Located in an industrial part of town, south of Buffalo Bayou and north of Minute Maid Park, James Bute Park features green space, benches, and a historic marker—the only indication that it was once Frost Town, Houston’s first working-class community.

The neighborhood, established by early settler Jonathan Benson Frost and his brother Samuel Frost at the same time that the Allen Brothers founded Houston, was home to three waves of hardscrabble Houstonians—German and Irish immigrants beginning in the 1830s and 1840s, African American freedmen after emancipation, and Mexican Americans after the 1910 Mexican Revolution, who called it El Barrio del Alacrán. Most residences were destroyed during the 1950s, after construction of the Elysian Viaduct bridge and the start of US-59.

In 2016, when the Texas Department of Transportation began a roadwork project to rebuild and widen the bridge, it also initiated an archaeological excavation of this long-overlooked historic site, in compliance with state and federal law. The idea was to secure significant areas—defined as those containing artifacts that could be linked to intact houses—as TxDOT determined the parameters of the bridge project, which is still underway.
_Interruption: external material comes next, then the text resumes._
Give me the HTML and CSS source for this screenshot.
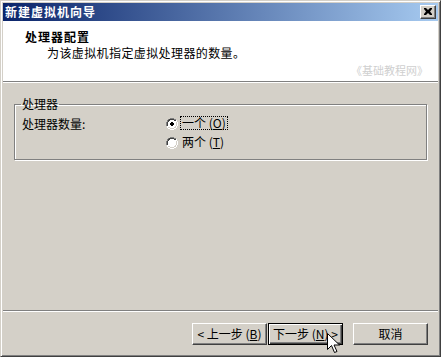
FILE: index.html
```html
<!DOCTYPE html>
<html>
<head>
<meta charset="utf-8">
<link rel="stylesheet" href="styles.css">
</head>
<body>
<div class="window">
  <div class="titlebar">
    <span class="title">新建虚拟机向导</span>
    <span class="close"><svg width="8" height="7" viewBox="0 0 8 7"><path d="M0 0h2l2 2 2-2h2v1l-2 2.5 2 2.5v1h-2l-2-2-2 2h-2v-1l2-2.5-2-2.5z" fill="#000"/></svg></span>
  </div>
  <div class="header">
    <div class="h-title">处理器配置</div>
    <div class="h-sub">为该虚拟机指定虚拟处理器的数量。</div>
    <div class="watermark">《基础教程网》</div>
  </div>
  <div class="body">
    <fieldset class="group">
      <legend>处理器</legend>
      <div class="grid">
        <div class="lbl">处理器数量:</div>
        <div class="opts">
          <div class="opt">
            <svg class="radio" width="12" height="12" viewBox="0 0 12 12"><path d="M4 0h4v1h2v1h1v2h1v4h-1v2h-1v1h-2v1h-4v-1h-2v-1h-1v-2h-1v-4h1v-2h1v-1h2z" fill="#fff"/><path d="M4 0h4v1h2v1h-2v-1h-4v1h-2v2h-1v4h-1v-4h1v-2h1v-1h2z" fill="#808080"/><path d="M4 1h4v1h2v1h-2v-1h-4v1h-1v1h-1v4h-1v-4h1v-2h1v-1h1z" fill="#404040"/><path d="M11 4h1v4h-1v2h-1v1h-2v1h-4v-1h-2v-1h2v1h4v-1h2v-2h1z" fill="#fff"/><path d="M10 4h1v4h-1v2h-2v1h-4v-1h-2v-1h2v1h4v-1h1v-1h1z" fill="#d4d0c8"/><path d="M5 4h2v1h1v2h-1v1h-2v-1h-1v-2h1z" fill="#000"/></svg>
            <span class="otext focus">一个 (<u>O</u>)</span>
          </div>
          <div class="opt">
            <svg class="radio" width="12" height="12" viewBox="0 0 12 12"><path d="M4 0h4v1h2v1h1v2h1v4h-1v2h-1v1h-2v1h-4v-1h-2v-1h-1v-2h-1v-4h1v-2h1v-1h2z" fill="#fff"/><path d="M4 0h4v1h2v1h-2v-1h-4v1h-2v2h-1v4h-1v-4h1v-2h1v-1h2z" fill="#808080"/><path d="M4 1h4v1h2v1h-2v-1h-4v1h-1v1h-1v4h-1v-4h1v-2h1v-1h1z" fill="#404040"/><path d="M11 4h1v4h-1v2h-1v1h-2v1h-4v-1h-2v-1h2v1h4v-1h2v-2h1z" fill="#fff"/><path d="M10 4h1v4h-1v2h-2v1h-4v-1h-2v-1h2v1h4v-1h1v-1h1z" fill="#d4d0c8"/></svg>
            <span class="otext">两个 (<u>T</u>)</span>
          </div>
        </div>
      </div>
    </fieldset>
  </div>
  <div class="footer">
    <button class="btn">&lt; 上一步 (<u>B</u>)</button>
    <button class="btn default">下一步 (<u>N</u>) &gt;</button>
    <button class="btn cancel">取消</button>
  </div>
  <svg class="cursor" width="13" height="21" viewBox="0 0 13 21"><path d="M0.5 0.5v16l4-4 3 7 2.5-1-3-6.5h5.5z" fill="#fff" stroke="#000" stroke-width="1" stroke-linejoin="miter"/></svg>
</div>
</body>
</html>
```

FILE: styles.css
```css
* { box-sizing: border-box; }
html, body { margin: 0; padding: 0; }
body {
  background: #d4d0c8;
  font-family: "Noto Sans CJK SC", "DejaVu Sans", sans-serif;
  font-size: 12px;
  color: #000;
}
.window {
  position: relative;
  width: 441px;
  height: 357px;
  background: #d4d0c8;
  border: 1px solid;
  border-color: #d4d0c8 #404040 #404040 #d4d0c8;
  box-shadow: inset 1px 1px #fff, inset -1px -1px #808080;
  padding: 2px;
  display: flex;
  flex-direction: column;
}
.titlebar {
  height: 18px;
  flex: none;
  background: linear-gradient(to right, #0a246a, #a6caf0);
  display: flex;
  align-items: center;
  justify-content: space-between;
  padding: 0 2px 0 2px;
}
.title {
  color: #fff;
  font-weight: bold;
  font-size: 12px;
  letter-spacing: 1px;
  line-height: 14px;
}
.close {
  width: 16px;
  height: 14px;
  background: #d4d0c8;
  border: 1px solid;
  border-color: #fff #404040 #404040 #fff;
  box-shadow: inset -1px -1px #808080;
  display: flex;
  align-items: center;
  justify-content: center;
  padding: 0 1px 1px 0;
}
.close svg { display: block; }
.header {
  flex: none;
  height: 61px;
  margin-top: 0;
  background: #fff;
  border-bottom: 1px solid #808080;
  box-shadow: 0 1px #fff;
  padding: 9px 0 0 22px;
  display: flex;
  flex-direction: column;
  margin-bottom: 1px;
}
.h-title {
  font-weight: bold;
  letter-spacing: 1px;
  line-height: 14px;
}
.h-sub {
  line-height: 14px;
  margin-top: 2px;
  padding-left: 22px;
  letter-spacing: 0.4px;
}
.watermark {
  line-height: 13px;
  font-size: 11px;
  color: #cfcfcf;
  text-align: right;
  padding-right: 10px;
  margin-top: 4px;
}
.body {
  flex: 1;
  padding: 14px 11px 0 11px;
}
.group {
  margin: 0;
  border: 1px solid #808080;
  box-shadow: inset 1px 1px #fff, 1px 1px #fff;
  padding: 5px 7px 3px 7px;
  height: 63px;
}
.group legend {
  padding: 0 1px;
  line-height: 14px;
  margin-left: -1px;
}
.grid {
  display: grid;
  grid-template-columns: 144px 1fr;
}
.lbl { line-height: 14px; padding-top: 1px; }
.opts { display: flex; flex-direction: column; gap: 5px; }
.opt {
  display: flex;
  align-items: center;
  height: 14px;
}
.radio { display: block; margin-top: 1px; }
.otext {
  margin-left: 2px;
  padding: 0 1px;
  line-height: 12px;
  border: 1px dotted transparent;
  letter-spacing: 0;
}
.otext.focus { border-color: #000; }
u { text-decoration: underline; text-underline-offset: 1px; }
.footer {
  flex: none;
  height: 44px;
  border-top: 1px solid #808080;
  box-shadow: inset 0 1px #fff;
  display: flex;
  justify-content: flex-end;
  align-items: flex-start;
  padding: 12px 10px 0 0;
}
.btn {
  width: 75px;
  height: 22px;
  font-family: inherit;
  font-size: 12px;
  color: #000;
  background: #d4d0c8;
  border: 1px solid;
  border-color: #fff #404040 #404040 #fff;
  box-shadow: inset -1px -1px #808080;
  padding: 0;
  line-height: 14px;
  margin: 0;
}
.btn.default {
  margin-left: 1px;
  border: 1px solid #000;
  box-shadow: inset 1px 1px #fff, inset -1px -1px #404040, inset -2px -2px #808080;
}
.btn.cancel { margin-left: 10px; }
.cursor {
  position: absolute;
  left: 326px;
  top: 332px;
}
```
The digs, which took place during the summers of 2016 and 2018, provided an opportunity to look back at Houston’s past. And what they revealed, says TxDOT archaeologist Jason Barrett, is a neighborhood of “working-class citizens who helped to build our port and shipping businesses,” along with “a fuller history of the diversity of Houston.”

Field crews, including volunteers from the Houston Archeological Society, uncovered house foundations, cisterns, (very dead) pets, brick sidewalks, and nearly a quarter million artifacts—wares used during the Republic of Texas, early 20th-century German doll heads and alarm clocks, and rusty nails and shards of glass aplenty.

Today, with the digs over, the sites have been covered up, and the project’s principal investigator, Doug Boyd—an archaeologist with Prewitt & Associates, contracted by TxDOT—is busy analyzing artifacts. In 2021 TxDOT will release the most significant findings; local museum exhibits and a documentary of oral histories from Frost Town descendants and former residents are also forthcoming.

In the meantime we asked Boyd for a sneak peek at a few of the most interesting artifacts and what they reveal about a neglected part of Houston’s past:

Bottle Alignments, late 1800s

“One really interesting feature that we found tends to be associated with German households,” says Boyd, “was empty bottles upturned in a line,” which were used to border yards and gardens. Backhoes stumbled upon a still-intact bottle alignment— “Only one got nicked,” says Barrett—including three original Carl Conrad & Company Budweiser bottles from the 1870s.

French-made Bone implement Handle, Late 1800s

“We don’t know if it’s from a toothbrush or a small butter knife,” Boyd says of this three-and-a-half-inch polished handle engraved with French trademarking on one side and the name Adolf Dreiss on the other, but one thing is clear: “This was found in one of the German-household areas in Frost Town, and came from another German businessman in San Antonio.” Dreiss ran the Alamo Drug Store in that city from 1866 to 1904. “Many Germans certainly would’ve visited,” Boyd says. “They were a tight-knit community.”

Opium Smoking pipe Bowl, early 1900s

Found in a fireplace at a home listed in a 1907 fire-insurance map as FB, or “female boarding”—“a code word for a brothel or house of prostitution,” Boyd notes. The little clay cylinder etched with Chinese symbols for happiness, office, and nine is similar to many others uncovered in the West at locations where Chinese immigrants worked on railroads or in mining. “We have no evidence any Chinese ever lived in Frost Town, but it’s possible working girls there were Chinese,” says Boyd, “or other girls had picked up an opium-smoking habit.”

Metal Shipyard employee Badge, 1940s

Boyd says he was able to link this artifact to its likely owner. Stamped with “TODD Galveston Dry Docks 1318”—a World War II–era shipyard—it was found in a cistern-turned-trash-pit in a lot that was once a corner store. “When we did some research, we found out a man living there was Pedro Ambriz,” says Boyd, “who shows up in a city directory, listed as a ship-fitter.”